Selene, el primer asentamiento.

Tras dormir unas horas, Sergio los despertó. El electrocamión descendía una pronunciada cuesta.

Estimados amigos, estamos entrando en el cráter Jules Verne, de 140 kilómetros de diámetro.
El suelo está cubierto de una lava basáltica muy oscura.

—Qué extraño nombre para un cráter. ¿Sabes tü quién fue Jules Verne? —preguntó Sofía.

—Ni idea. Lo siento —respondió Jorge encogiéndose de hombros.

—Supongo que si te dedicas a la astronomía, buscas un suelo oscuro y poco reflectante —dijo Sofía.

Queda algo más de una hora para llegar a Selene. Vayan preparándose para la actividad extravehicular, por favor.

Jorge y Sofía revisaron sus trajes espaciales a conciencia siguiendo al pie de la letra los consejos de Sergio, ya que no sabían demasiado sobre el tema. Tras unos chequeos rutinarios pareció que todo estaba correcto.

Al llegar a la base lunar corrieron a asomarse por los ventanales del electrocamión. Selene, el asentamiento de los primeros pobladores de la Luna, se componía de numerosos promontorios de regolito, que rara vez superaban los cinco metros de altura y que en su mayoría solían tener un diámetro de unos  veinte metros. Estaban dispuestos en forma de cuadrícula, geométricamente ubicados, como siguiendo una especie de trama urbana. Algunas estructuras eran más anchas que las demás, posiblemente almacenes o quizá plantaciones.

—¿Y estos montículos? —preguntó Sofía.

—Casi todos son hábitats recubiertos de una gruesa capa de regolito. Los arqueólogos han demostrado que estaban conectados entre ellos por galerías subterráneas.

—Vivían bajo tierra —dijo Sofía.

—Todo ello excavado en este duro basalto. Supongo que no es nada que no puedan horadar unos buenos explosivos.

—Tiene sentido —afirmó Sofía—. Sergio, ¿qué nivel de radiactividad tenemos ahora?
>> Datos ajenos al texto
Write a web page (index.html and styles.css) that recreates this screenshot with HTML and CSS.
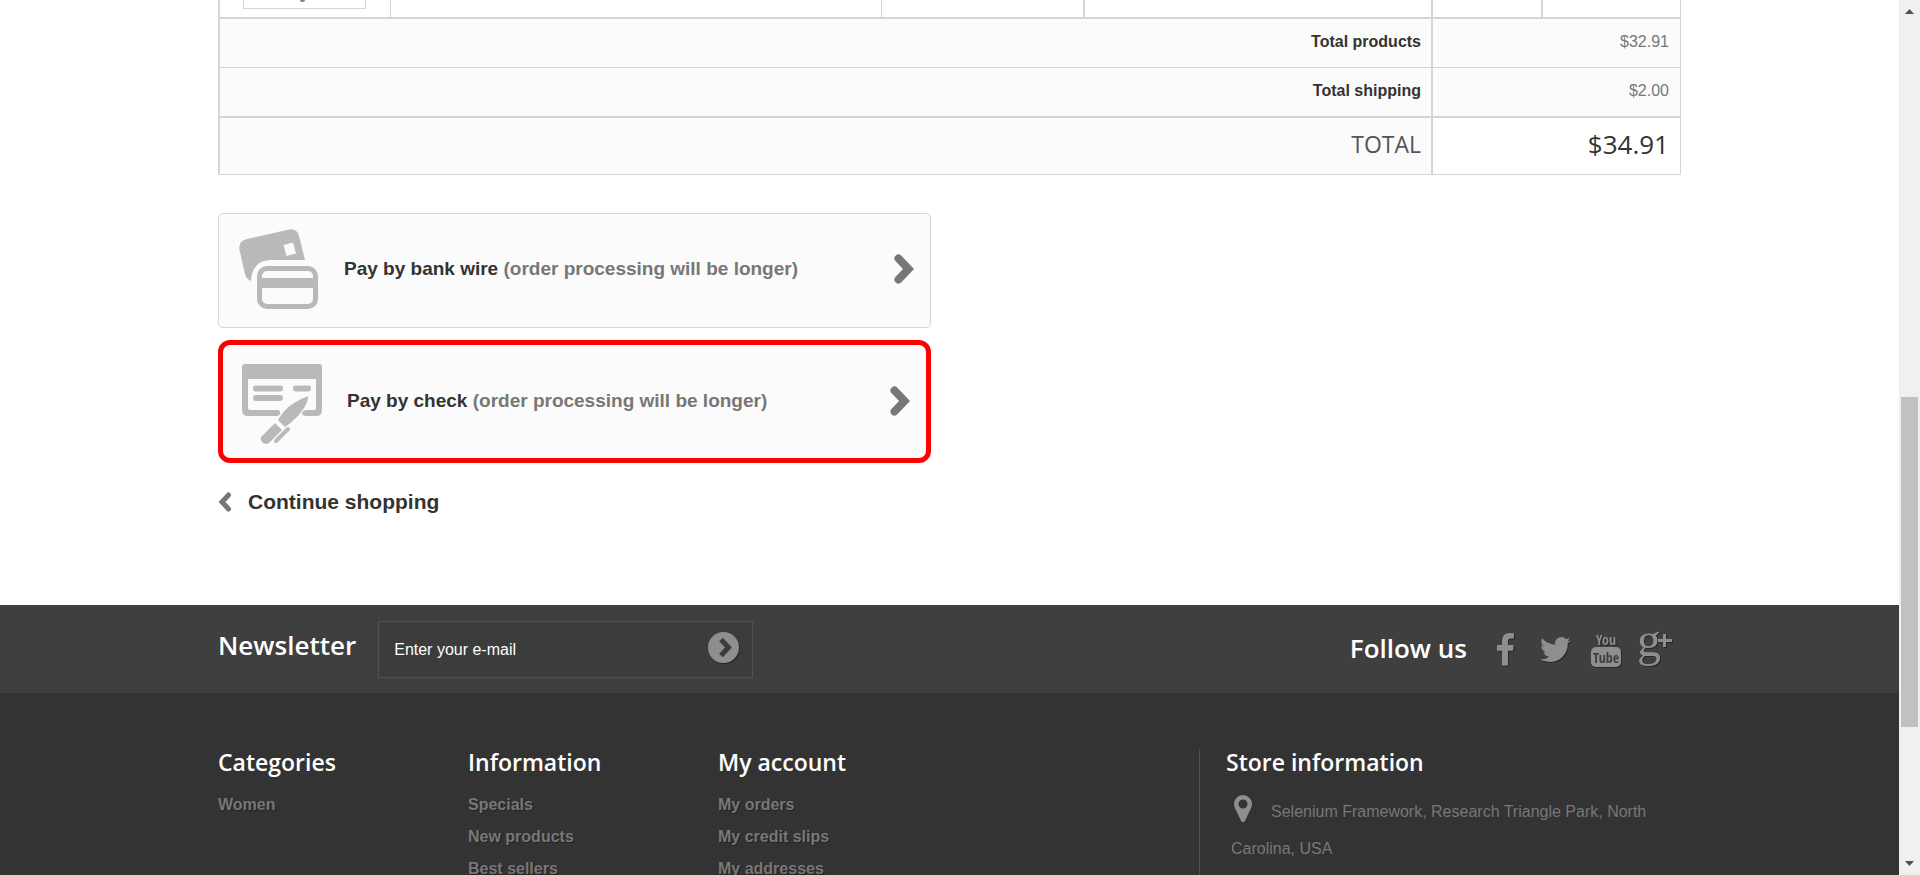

500 milisieverts al año, doctora Tolima.

—¿Eso es muy elevado? —preguntó Gamboa.

—Un piloto de avión que vuele alto en la Tierra de forma regular recibe menos de 2 milisieverts al año. En la órbita baja, a cientos de kilómetros sobre el nivel del mar, donde ya no hay atmósfera, un astronauta recibe 150 milisieverts al año, todavía protegido por la magnetosfera terrestre, es decir, lo que se llama el cinturón de Van Allen. Sin embargo, cuando te separas unos miles de kilómetros nada te protege ya de los rayos cósmicos.

—Es muy elevado entonces.

—Sin protección —Sofía quiso dejarlo claro—, este nivel de radiación mataría a una de cada cuatro personas en diez años. Si la base era permanente, necesitaban refugiarse. Es normal que vivieran enterrados.

—Qué barbaridad.

—Y eso es en condiciones normales. En el caso de una tormenta solar, sin la protección de la magnetosfera terrestre, sería mucho más peligroso...

—Era una época en la que no había antitumorales —Gamboa suspiró—. El mal del espacio entonces era mortal en la mayoría de los casos.

—El espacio es implacable. En el espacio el enemigo es el propio espacio.

No lo entiendo. ¿Por qué no colonizaban la Luna utilizando robots?

—Porque no estaban plenamente desarrollados. Hubo que esperar hasta el siglo XXIII para ver cómo se intentaba hacerlo durante la bien llamada Edad Robótica. Fue solo con el descubrimiento de los antitumorales en la Edad Biotecnológica, ya bien entrado el siglo XXV, cuando se volvió a la colonización con personas, incluyendo humanos.

La pista de tierra que habían seguido desde el polo sur terminaba aquí. Sergio conducía ahora por un camino que circunvalaba el poblado. Cuando llegaron al otro lado tomaron un caminito más estrecho, dirección norte.

Estamos a cinco kilómetros de la necrópolis.

En unos minutos Gamboa empezó a observar pequeños túmulos aquí y allá a los lados del camino que le recordaron mucho los mausoleos que se muestran en la vía Apia, en las afueras de Roma.

Al rato, Sergio estacionó el vehículo cerca de varios enterramientos cubiertos con lápidas labradas con una piedra blanca perfectamente pulida.

Hemos llegado al Tofet de la necrópolis.